Tuesday, May 12, 2009

US public health institutions start pondering peak oil

Hat tip to the ever-excellent "Energy Bulletin" site for this:

Insights pertaining to the public health implications of peak oil
became the focus for the remainder of the day. . . .

* Awareness: The public health community has barely begun to address peak oil; ignorance of the problem is today's norm; the health system takes for granted long-term resource availability, and has made minimal preparation for disruptions in supply.

* Scope: Peak oil has the potential to significantly disrupt each of the three essential pillars of sustainable well-being—economic, sociopolitical, and environmental

* Disruption Potential: Peak oil will have its public health impacts in the United States on a medical care system that is natural resource-intensive, cost-intensive, and neither encourages nor supports saving resources; peak oil will intensify known public health hazards, create new hazards, and impact the entire public health preparedness system.

* Regional Vulnerability: Especially in rural regions, delivery of health care is highly dependent on private vehicle transport to get health care providers to their centralized locations, to bring critically ill patients to service facilities, and to meet the clinical care and outpatient needs of widely dispersed populations.

* Trend: Public health services in the United States have already experienced increasing demands coupled with decreasing ability to meet them; fewer people can afford private health insurance; most officials surveyed expect further funding cuts ahead.

* Sector-specificity: The public health system is highly vulnerable because of its deep dependence upon oil for transport of patients and providers, for the disposable plastic supplies which are the foundation of modern antiseptic hygiene, as well as for energy-intensive hospital operations and for pharmaceutical feedstock.

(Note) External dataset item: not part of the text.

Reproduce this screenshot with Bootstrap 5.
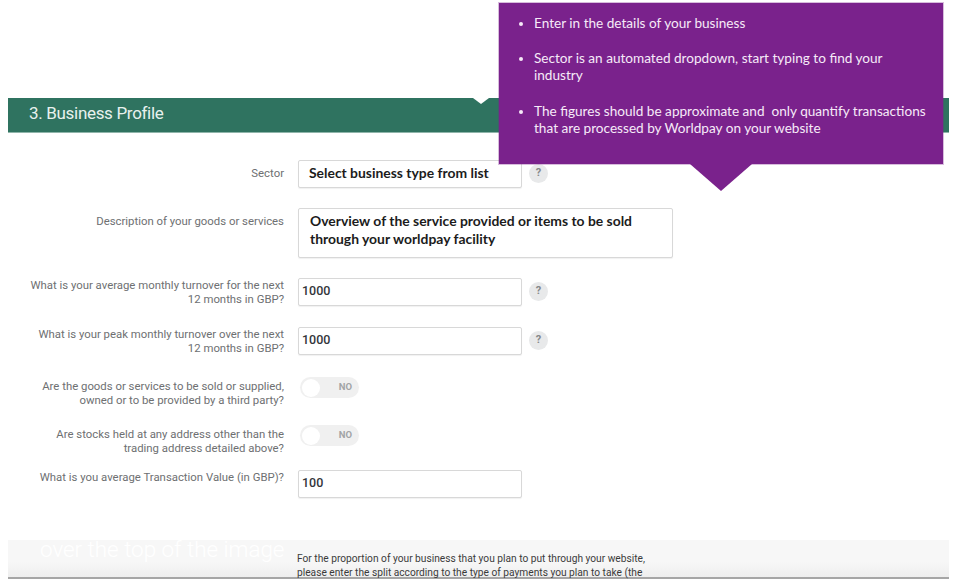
<!DOCTYPE html>
<html lang="en">
<head>
<meta charset="utf-8">
<title>Business Profile</title>
<link href="https://cdn.jsdelivr.net/npm/bootstrap@5.3.0/dist/css/bootstrap.min.css" rel="stylesheet">
<style>
html, body { background: #fff; }
body { font-family: Roboto, "Liberation Sans", sans-serif; height: 583px; overflow: hidden; position: relative; }
.sheet { padding: 98px 4px 0 8px; }
.banner { height: 35px; background: #2f7360; border-bottom: 1px solid #8fb5aa; color: #e8f1ee; font-family: Roboto, sans-serif; font-size: 17px; letter-spacing: -.32px; padding-left: 21px; line-height: 31px; position: relative; }
.banner::after { content: ""; position: absolute; left: 465px; top: 0; border: 8px solid transparent; border-top: 6px solid #fff; border-bottom: 0; }
.fld { display: flex; gap: 14px; align-items: flex-start; }
.fld-sector { margin-top: 27px; }
.fld-desc { margin-top: 20px; }
.fld-avg { margin-top: 20px; }
.fld-peak { margin-top: 21px; }
.fld-third { margin-top: 22px; }
.fld-stock { margin-top: 18px; }
.fld-value { margin-top: 15px; }
.lbl { width: 276px; flex: none; text-align: right; font-size: 11.36px; line-height: 14px; color: #6e7072; }
.lbl-one { padding-top: 6px; }
.lbl-drop { padding-top: 2px; }
.entry.form-control { width: 224px; height: 28px; padding: 0 0 0 3px; border: 1px solid #d8d8d8; border-radius: 2px; font-size: 12.5px; font-weight: 500; line-height: 24px; color: #33363a; box-shadow: 0 1px 1px rgba(0,0,0,.06); font-family: Roboto, sans-serif; flex: none; }
.entry-strong.form-control { padding-left: 10px; font-family: Lato, "Liberation Sans", sans-serif; font-weight: 700; font-size: 13.9px; color: #1c1c1c; }
.entry-wide.form-control { width: 375px; height: 50px; padding: 3px 11px 0; line-height: 18px; }
.hint { width: 19px; height: 19px; border-radius: 50%; background: #e8e9ea; color: #85888a; font-size: 11px; font-weight: 700; display: flex; align-items: center; justify-content: center; margin: 4px 0 0 -7px; flex: none; }
.flip { width: 59px; height: 21px; margin-left: 2px; border-radius: 11px; background: #f0f0f0; display: flex; align-items: center; justify-content: space-between; padding: 0 7px 0 2px; color: #a2a4a6; font-size: 9.5px; font-weight: 700; flex: none; }
.flip-knob { width: 18px; height: 18px; border-radius: 50%; background: #fff; }
.band { position: absolute; left: 8px; right: 4px; top: 540px; height: 39px; background: linear-gradient(#f7f7f7 60%, #eeeeee); border-bottom: 2px solid #a6a6a6; }
.band-ghost { position: absolute; left: 32px; top: 0; line-height: 18px; color: #fff; font-size: 22.4px; font-weight: 300; white-space: nowrap; }
.band-copy { position: absolute; left: 289px; top: 12px; font-size: 10.2px; line-height: 14px; color: #3b3b3b; white-space: nowrap; }
.callout { position: absolute; left: 499px; top: 3px; width: 444px; height: 161px; background: #7a228c; color: #f6eaf8; font-family: Lato, "Liberation Sans", sans-serif; font-size: 13.6px; line-height: 17px; padding: 12px 10px 0 35px; box-shadow: 0 0 0 1px rgba(122,34,140,.3); }
.callout::after { content: ""; position: absolute; left: 191px; top: 161px; border-left: 31px solid transparent; border-right: 31px solid transparent; border-top: 27px solid #7a228c; }
.callout ul { margin: 0; padding: 0; }
.callout li { margin-bottom: 18.4px; }
</style>
</head>
<body>
<main class="sheet">
  <h1 class="banner fw-normal mb-0">3. Business Profile</h1>
  <form>
    <div class="fld fld-sector">
      <div class="lbl lbl-one">Sector</div>
      <div class="entry entry-strong form-control">Select business type from list</div>
      <div class="hint">?</div>
    </div>
    <div class="fld fld-desc">
      <div class="lbl lbl-one">Description of your goods or services</div>
      <div class="entry entry-strong entry-wide form-control">Overview of the service provided or items to be sold through your worldpay facility</div>
    </div>
    <div class="fld fld-avg">
      <div class="lbl">What is your average monthly turnover for the next<br>12 months in GBP?</div>
      <div class="entry form-control">1000</div>
      <div class="hint">?</div>
    </div>
    <div class="fld fld-peak">
      <div class="lbl">What is your peak monthly turnover over the next<br>12 months in GBP?</div>
      <div class="entry form-control">1000</div>
      <div class="hint">?</div>
    </div>
    <div class="fld fld-third">
      <div class="lbl lbl-drop">Are the goods or services to be sold or supplied,<br>owned or to be provided by a third party?</div>
      <div class="flip"><span class="flip-knob"></span><span>NO</span></div>
    </div>
    <div class="fld fld-stock">
      <div class="lbl lbl-drop">Are stocks held at any address other than the<br>trading address detailed above?</div>
      <div class="flip"><span class="flip-knob"></span><span>NO</span></div>
    </div>
    <div class="fld fld-value">
      <div class="lbl">What is you average Transaction Value (in GBP)?</div>
      <div class="entry form-control">100</div>
    </div>
  </form>
</main>
<section class="band">
  <div class="band-ghost">over the top of the image</div>
  <div class="band-copy">For the proportion of your business that you plan to put through your website,<br>please enter the split according to the type of payments you plan to take (the</div>
</section>
<aside class="callout">
  <ul>
    <li>Enter in the details of your business</li>
    <li>Sector is an automated dropdown, start typing to find your industry</li>
    <li>The figures should be approximate and &nbsp;only quantify transactions that are processed by Worldpay on your website</li>
  </ul>
</aside>
<script src="https://cdn.jsdelivr.net/npm/bootstrap@5.3.0/dist/js/bootstrap.bundle.min.js"></script>
</body>
</html>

* Limited Mitigation Options: Public health planners can undertake scenario planning, and set up hospital-level committees to make decisions about scarce medical supply allocations

* Scarce-resource Allocation: Peak oil can be expected increase the duration and severity of disaster events, and of post-event responses; public health officials are accustomed to planning for the allocation of scarce resources during emergencies, but have not yet factored peak oil into such planning.

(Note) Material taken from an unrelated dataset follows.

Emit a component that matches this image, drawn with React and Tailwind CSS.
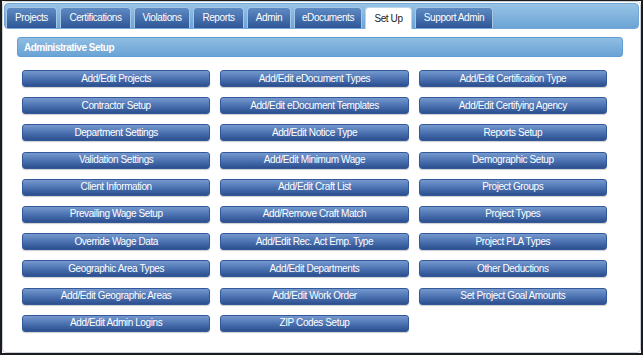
import React from 'react';

const tabs = [
  { label: 'Projects', w: 'w-[51px]' },
  { label: 'Certifications', w: 'w-[71px]' },
  { label: 'Violations', w: 'w-[56px]' },
  { label: 'Reports', w: 'w-[51px]' },
  { label: 'Admin', w: 'w-[44px]' },
  { label: 'eDocuments', w: 'w-[68px]' },
  { label: 'Set Up', w: 'w-[47px]', active: true },
  { label: 'Support Admin', w: 'w-[78px]' },
];

// listed row by row, three per row
const buttons = [
  'Add/Edit Projects', 'Add/Edit eDocument Types', 'Add/Edit Certification Type',
  'Contractor Setup', 'Add/Edit eDocument Templates', 'Add/Edit Certifying Agency',
  'Department Settings', 'Add/Edit Notice Type', 'Reports Setup',
  'Validation Settings', 'Add/Edit Minimum Wage', 'Demographic Setup',
  'Client Information', 'Add/Edit Craft List', 'Project Groups',
  'Prevailing Wage Setup', 'Add/Remove Craft Match', 'Project Types',
  'Override Wage Data', 'Add/Edit Rec. Act Emp. Type', 'Project PLA Types',
  'Geographic Area Types', 'Add/Edit Departments', 'Other Deductions',
  'Add/Edit Geographic Areas', 'Add/Edit Work Order', 'Set Project Goal Amounts',
  'Add/Edit Admin Logins', 'ZIP Codes Setup',
];

const App = () => {
  return (
    <div className="w-[643px] h-[355px] overflow-hidden bg-white border-l-2 border-t border-r-2 border-b-2 border-[#1c1c1c] font-['Liberation_Sans',Arial,sans-serif]">
      <div className="h-full rounded-[4px] border border-[#c9d0d8] bg-white p-px">
        {/* Tab bar */}
        <div className="h-[26px] rounded-[4px] border border-[#74a8d6] bg-linear-to-b from-[#97c3e6] to-[#6ba4d5] flex items-end gap-[3px] pl-px">
          {tabs.map((t) => (
            <div
              key={t.label}
              className={`${t.w} flex items-center justify-center rounded-t-[4px] border border-b-0 text-[10px] tracking-[-0.4px] leading-none ${
                t.active
                  ? 'h-[22px] -mb-px bg-white border-[#b9d4ec] text-[#222]'
                  : 'h-[21px] bg-linear-to-b from-[#5f8bc4] to-[#2f5697] border-[#a6c6e5] text-white'
              }`}
            >
              {t.label}
            </div>
          ))}
        </div>

        {/* Section header */}
        <div className="mt-[8px] ml-[13px] mr-[16px] h-[20px] rounded-[3px] border border-[#5f9dd2] bg-linear-to-b from-[#8fbde2] to-[#69a3d5] flex items-center pl-[6px]">
          <span className="text-[10px] tracking-[-0.5px] font-bold text-white">Administrative Setup</span>
        </div>

        {/* Setup buttons */}
        <div className="mt-[13px] ml-[18px] w-[585px] grid grid-cols-3 gap-x-[10px] gap-y-[10.2px]">
          {buttons.map((b) => (
            <button
              key={b}
              className="h-[17px] rounded-[3px] border border-[#34599a] bg-linear-to-b from-[#7599ce] via-[#4d73b2] to-[#2c4f8f] text-white text-[10px] tracking-[-0.4px] leading-none shadow-[0_1px_1px_rgba(0,0,0,0.2)]"
            >
              {b}
            </button>
          ))}
        </div>
      </div>
    </div>
  );
};

export default App;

* Triage: Peak oil disaster preparedness is inadequate or non-existent; there is a significant risk of a mental health "surge" overwhelming the minimal surplus capacity of hospital emergency departments; it is crucial that allocation of finite petroleum- based healthcare be perceived as fair to preserve trust and adherence to other policies (e.g., quarantines).

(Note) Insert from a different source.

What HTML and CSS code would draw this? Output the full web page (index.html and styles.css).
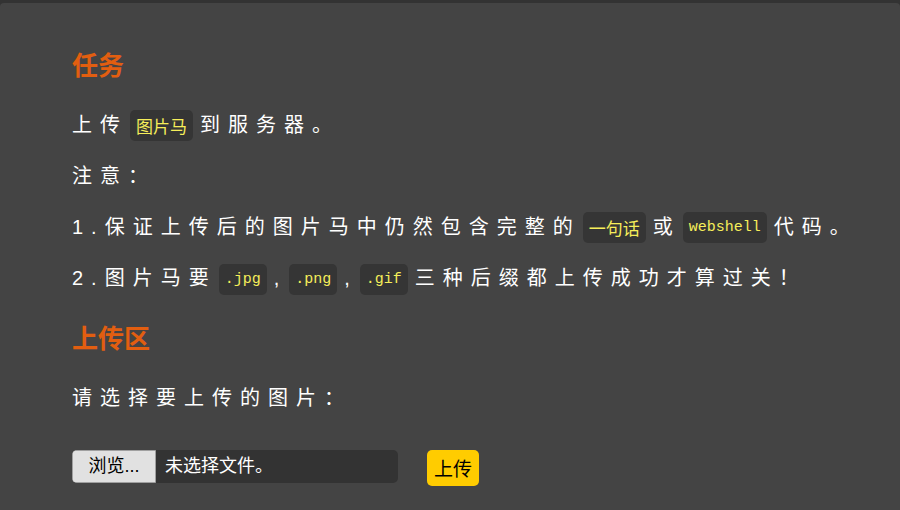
FILE: index.html
```
<!DOCTYPE html>
<html lang="zh-CN">
<head>
<meta charset="UTF-8">
<title>上传图片马</title>
<link rel="stylesheet" href="styles.css">
</head>
<body>
    <div class="panel">
        <h2 class="title">任务</h2>
        <p class="line">上传<code class="code cn">图片马</code>到服务器。</p>
        <p class="line">注意：</p>
        <p class="line">1.保证上传后的图片马中仍然包含完整的<code class="code cn">一句话</code>或<code class="code">webshell</code>代码。</p>
        <p class="line last">2.图片马要<code class="code">.jpg</code>,<code class="code">.png</code>,<code class="code">.gif</code>三种后缀都上传成功才算过关！</p>

        <h2 class="title">上传区</h2>
        <p class="line">请选择要上传的图片：</p>
        <form class="upload_row">
            <label class="file_box">
                <span class="file_btn">浏览...</span>
                <span class="file_name">未选择文件。</span>
            </label>
            <button type="button" class="submit_btn">上传</button>
        </form>
    </div>
</body>
</html>
```

FILE: styles.css
```
body{
    margin: 0px;
    background-color: #333;
    font-family: "Liberation Sans", "Noto Sans CJK SC", sans-serif;
}
.panel{
    margin-top: 3px;
    background-color: #444;
    border-radius: 4px 4px 0 0;
    padding: 48px 0 0 72px;
    min-height: 507px;
    box-sizing: border-box;
}
.title{
    margin: 0 0 27px;
    color: #e25e10;
    font-size: 26px;
    line-height: 31px;
    font-weight: bold;
}
.line{
    margin: 0 0 19px;
    color: #fff;
    font-size: 20px;
    line-height: 32px;
    letter-spacing: 8px;
    white-space: nowrap;
}
.line.last{
    margin-bottom: 29px;
}
.code{
    display: inline-block;
    vertical-align: middle;
    margin: -2px 7px 0 2px;
    padding: 6px 6px;
    line-height: 19px;
    background-color: #353535;
    color: #f6ee5a;
    border-radius: 5px;
    font-family: "Liberation Mono", "Noto Sans CJK SC", monospace;
    font-size: 15px;
    letter-spacing: 0;
}
.code.cn{
    font-size: 17px;
    font-family: "Noto Sans CJK SC", sans-serif;
}
.upload_row{
    display: flex;
    align-items: flex-start;
    gap: 29px;
    margin-top: 36px;
}
.file_box{
    display: flex;
    width: 326px;
    height: 33px;
    background-color: #333;
    border-radius: 5px;
    font-size: 18px;
    overflow: hidden;
}
.file_btn{
    width: 84px;
    box-sizing: border-box;
    background-color: #e1e1e1;
    border: 1px solid #a0a0a0;
    border-radius: 3px 0 0 3px;
    color: #000;
    text-align: center;
    line-height: 31px;
}
.file_name{
    padding-left: 9px;
    color: #fff;
    line-height: 33px;
}
.submit_btn{
    height: 36px;
    padding: 0 7px;
    border: none;
    border-radius: 5px;
    background-color: #ffcc00;
    color: #000;
    font-family: "Noto Sans CJK SC", sans-serif;
    font-size: 19px;
}
```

The series of conclusions above paints a picture of a nation under-prepared for the impact that peak oil will have on health. As Brian Schwartz of the Bloomberg School concluded, "It is probably now too late to mitigate all the threats." Yet the conference also provided grounds for encouragement. There was broad agreement, for example, with the CDC's Jeremy Hess that "Public health workers have a responsibility to let people know that peak oil is a very real and imminent public health issue." Peak oil education, he argued, must become part of the job of insuring public health. As this happens, the field's professionals will draw on their experience in framing threats
to health care in ways that reach the public effectively. They will also call on their expertise in allocating scarce resources through procedures that people can perceive as fair and transparent, and therefore oriented towards maintaining public trust and social cohesion. As Bloomberg's Stuart Chaitkin suggested, "What is needed is a global energy revolution with three platform planks: end denial; change behavior (retrofit, travel less, eat low on the food chain, develop a preventative healthcare system); and plan for likely shortages."